Is Competition Good?

What’s the point of competition in high school sports? What are the teachable moments, and what are the costs? Subjective as the possible answers may be, I’ve been thinking about the purpose of competition. My interest was sparked by this funny scene in Billy Crystal’s 2012 comedy hit, Parental Guidance. (Click on the image to launch the video).

3 Strikes, You're Out

(In the video, Billy Crystal’s grandson is pitching at a little league game. The grandson strikes out the batter, but he’s not “out.” Upon confronting the umpire, Crystal’s character learns that they don’t count strikes in the league and the don’t keep score).

Crystal’s character wants to dole out some tough love, while the parents insulate their kids from failure. By removing failure from the game, they may also empty it of competition. The impetus for this post was not a movie, but a real life story from an athletic booster club that I visited.

I spoke to an athletic director who felt pressure from parents about his team’s scoring. It’s not that they scored too little… they scored too much! Parents from opposing teams have complained about blowouts his team has delivered, asking his team to win by less or end games early to prevent embarrassing losses. If the scene from Parental Guidance is parody, then the athletic director’s story reflects its real-world inspiration.

On the one hand, I think we can see why a league would want to cap scores to keep games friendly.  It’s hard to see your kids lose. It’s easy for children to feel judged and take a game too seriously. There’s also more to sport than competition. Practice, teamwork, and exercise all support good development.

On the other hand, there’s something valuable in suffering a loss, in eating some dust and coming back for more. When you can’t win or lose, are you missing out on the character building that comes from learning to win and lose gracefully? Or will players with strong ability stop pushing themselves? And will those who are weaker forfeit their opportunity to improve? Perhaps there’s a middle ground. Perhaps “decompetification” is more appropriate for some age groups and not others.
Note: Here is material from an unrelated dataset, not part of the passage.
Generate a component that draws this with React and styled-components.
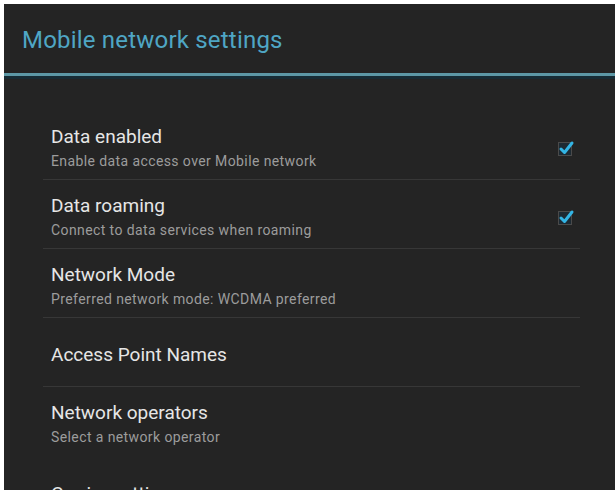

What do you think? I’d love to hear from readers on that question. In addition to the very practical posts on Boosterland about fundraisers and 501(c)(3)s, I hope we can come together and discuss deeper questions about our work. Serious questions not only help us communicate how we generate value for the community, but also empower booster club volunteers to understand their own work. For example, why do booster clubs need to exist? What role do extracurriculars have in preparing young people for the world beyond high school?